• [RAW DATA]
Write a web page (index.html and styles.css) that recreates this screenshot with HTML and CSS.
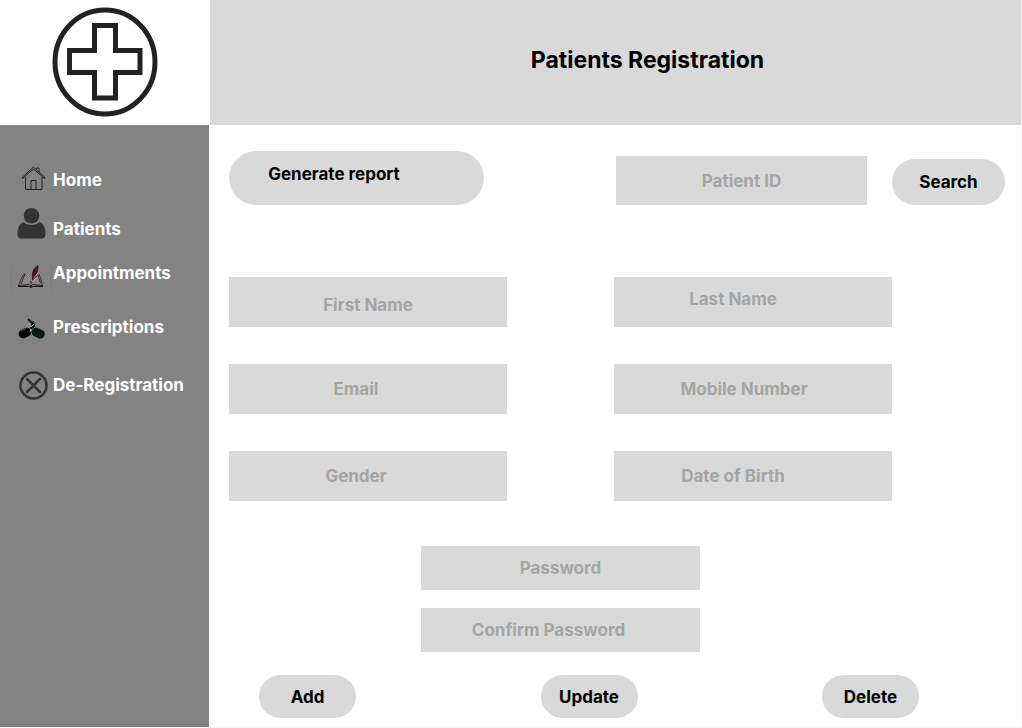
FILE: index.html
```html
<!DOCTYPE html>
<html lang="en">
<head>
<meta charset="utf-8">
<meta name="viewport" content="width=device-width, initial-scale=1">
<title>Patients Registration</title>
<link rel="stylesheet" href="styles.css">
</head>
<body>
<div class="page">
  <div class="brand">
    <svg class="logo" viewBox="0 0 106 110" role="img" aria-label="Clinic logo">
      <ellipse cx="53" cy="55" rx="50" ry="52" fill="none" stroke="#222" stroke-width="5"/>
      <path d="M42.500 18.500H63.500V43.500H88V65.500H63.500V91H42.500V65.500H17.500V43.500H42.500Z" fill="none" stroke="#222" stroke-width="5"/>
    </svg>
  </div>
  <header class="header"><h1 class="title">Patients Registration</h1></header>
  <nav class="sidebar" aria-label="Main">
    <ul class="menu">
      <li><a class="menu-link" href="#home">
        <svg class="icon" viewBox="0 0 36 40" aria-hidden="true">
          <g fill="none" stroke="#222" stroke-width="1">
            <path d="M11.500 17V29.500H28V17"/>
            <path d="M8.500 18.500V17L19.500 7L30.500 17V18.500L19.500 9L8.500 18.500"/>
            <path d="M22.500 9V8H25V12"/>
            <path d="M17 29V20.500H22V29"/>
          </g>
        </svg>Home</a></li>
      <li><a class="menu-link" href="#patients">
        <svg class="icon" viewBox="0 0 36 40" aria-hidden="true">
          <g fill="#333">
            <circle cx="17.500" cy="6.700" r="7.800"/>
            <path d="M9.500 13C13 17 22 17 25.500 13C29.500 14.500 31.500 19 31.500 25C31.500 28 30 29.500 27 29.500H8C5 29.500 3.500 28 3.500 25C3.500 19 5.500 14.500 9.500 13Z"/>
          </g>
        </svg>Patients</a></li>
      <li><a class="menu-link" href="#appointments">
        <svg class="icon" viewBox="0 0 36 40" aria-hidden="true">
          <path d="M-2.500 12V41M37.500 12V41" stroke="#7b7b7b"/>
          <path d="M5 31L8 21Q14 19 17 29Q20 21 26 20L28 31Q22 30 17 32Q11 30 5 31Z" fill="#8a8685"/>
          <path d="M5 31L9 22M7 31L11 21M9 21Q14 20 17 30M17 31Q19 25 23 23M25 21L28.500 31M24 22L26.500 30" fill="none" stroke="#3a2c2c" stroke-width="1"/>
          <path d="M12 21Q15 23 16 28M18 29Q21 25 24 24" fill="none" stroke="#b5b0af" stroke-width="1"/>
          <path d="M4 32Q12 30 17 32Q22 30 29 32V34H19L17 35L15 34H4Z" fill="#1b1717"/>
          <path d="M6 32Q12 31 16 33M18 33Q22 31 27 32" fill="none" stroke="#aaa" stroke-width=".7"/>
          <path d="M18 24Q17 16 24 12Q26 18 20 24L18 28Z" fill="#4c1513"/>
        </svg>Appointments</a></li>
      <li><a class="menu-link" href="#prescriptions">
        <svg class="icon" viewBox="0 0 36 40" aria-hidden="true">
          <rect x="4.500" y="21.500" width="13" height="9" rx="4.500" fill="#050707" transform="rotate(-24 11 26)"/>
          <rect x="17.500" y="21.500" width="13.500" height="9" rx="4.500" fill="#071b0b" transform="rotate(24 24 26)"/>
          <path d="M7 24L12 21.500M24 21L28 23" stroke="#54605a" stroke-width="1"/>
          <path d="M14 12L18 16L17 22M19 14L20 19L17 22" fill="none" stroke="#151a17" stroke-width="2"/>
          <path d="M15 16L17 20L20 17M17 22L16 25" fill="none" stroke="#b5b9b6" stroke-width="1"/>
        </svg>Prescriptions</a></li>
      <li><a class="menu-link" href="#de-registration">
        <svg class="icon" viewBox="0 0 36 40" aria-hidden="true">
          <g fill="none" stroke="#333" stroke-width="2.500" stroke-linecap="round">
            <circle cx="19.500" cy="20.500" r="13"/>
            <path d="M13 14L26 27M26 14L13 27"/>
          </g>
        </svg>De-Registration</a></li>
    </ul>
  </nav>
  <main class="main">
    <div class="toolbar">
      <button class="pill report" type="button">Generate report</button>
      <form class="search">
        <input class="field search-field" type="text" placeholder="Patient ID" aria-label="Patient ID">
        <button class="pill search-button" type="button">Search</button>
      </form>
    </div>
    <form class="registration">
      <div class="details">
        <input class="field low" type="text" placeholder="First Name" aria-label="First Name">
        <input class="field shift-large high" type="text" placeholder="Last Name" aria-label="Last Name">
        <input class="field shift" type="email" placeholder="Email" aria-label="Email">
        <input class="field shift-small" type="tel" placeholder="Mobile Number" aria-label="Mobile Number">
        <input class="field shift" type="text" placeholder="Gender" aria-label="Gender">
        <input class="field shift-large" type="text" placeholder="Date of Birth" aria-label="Date of Birth">
      </div>
      <div class="passwords">
        <input class="field" type="password" placeholder="Password" aria-label="Password">
        <input class="field shift" type="password" placeholder="Confirm Password" aria-label="Confirm Password">
      </div>
      <div class="actions">
        <button class="pill" type="button">Add</button>
        <button class="pill" type="button">Update</button>
        <button class="pill" type="button">Delete</button>
      </div>
    </form>
  </main>
</div>
</body>
</html>
```
FILE: styles.css
```css
* {
  box-sizing: border-box;
}

body {
  margin: 0;
  background: #fff;
  color: #000;
  font: 700 17px/24px Inter, "Liberation Sans", sans-serif;
}

.page {
  display: grid;
  grid-template-columns: 209px 1fr;
  grid-template-rows: auto 1fr;
  min-height: 100vh;
  border-right: 1px solid #f5f5f5;
  border-bottom: 1px solid #f5f5f5;
}

.brand {
  display: flex;
  justify-content: center;
  padding: 7px 0 8px;
}

.logo {
  width: 106px;
  height: 110px;
}

.header {
  display: flex;
  align-items: center;
  justify-content: center;
  margin-left: 1px;
  padding: 0 0 6px 64px;
  background: #d9d9d9;
}

.title {
  margin: 0;
  font-size: 23px;
  line-height: 32px;
  font-weight: 700;
}

.sidebar {
  padding: 30px 0 0 14px;
  background: #838383;
}

.menu {
  display: grid;
  grid-template-rows: 50px 48px 40px 68px 48px;
  align-items: center;
  margin: 0;
  padding: 0;
  list-style: none;
}

.menu-link {
  display: flex;
  align-items: center;
  gap: 3px;
  color: #fff;
  text-decoration: none;
}

.icon {
  flex: none;
  width: 36px;
  height: 40px;
  overflow: visible;
}

.main {
  padding: 26px 16px 8px 20px;
}

.toolbar {
  display: flex;
  align-items: flex-end;
  justify-content: space-between;
  margin-bottom: 72px;
}

.search {
  display: flex;
  align-items: flex-end;
  gap: 25px;
}

.field,
.pill {
  border: 0;
  background: #d9d9d9;
  color: inherit;
  font: inherit;
  text-align: center;
}

.field {
  width: 100%;
  height: 50px;
  padding: 0;
  border-radius: 0;
}

.field::placeholder {
  color: #a5a5a5;
  opacity: 1;
}

.field.shift-small {
  padding-right: 18px;
}

.field.shift {
  padding-right: 24px;
}

.field.shift-large {
  padding-right: 40px;
}

.field.low {
  padding-top: 6px;
}

.field.high {
  padding-bottom: 6px;
}

.pill {
  width: 97px;
  height: 43px;
  padding: 0;
  border-radius: 22px;
}

.pill.report {
  width: 255px;
  height: 54px;
  padding: 0 45px 8px 0;
  border-radius: 27px;
}

.field.search-field {
  width: 251px;
  height: 49px;
}

.pill.search-button {
  width: 113px;
  height: 46px;
  border-radius: 23px;
}

.registration {
  padding-right: 113px;
}

.details {
  display: grid;
  grid-template-columns: 1fr 1fr;
  gap: 37px 107px;
  margin-bottom: 45px;
}

.passwords {
  display: grid;
  gap: 18px;
  width: 42%;
  margin: 0 auto 23px;
}

.passwords .field {
  height: 44px;
}

.actions {
  display: flex;
  justify-content: space-between;
  padding-left: 30px;
  margin-right: -27px;
}
```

• [AIM] Find the word "index" and list each line it appears in.

• [WRITTEN RESPONSE]
Write a web page (index.html and styles.css) that recreates this screenshot with HTML and CSS.
FILE: index.html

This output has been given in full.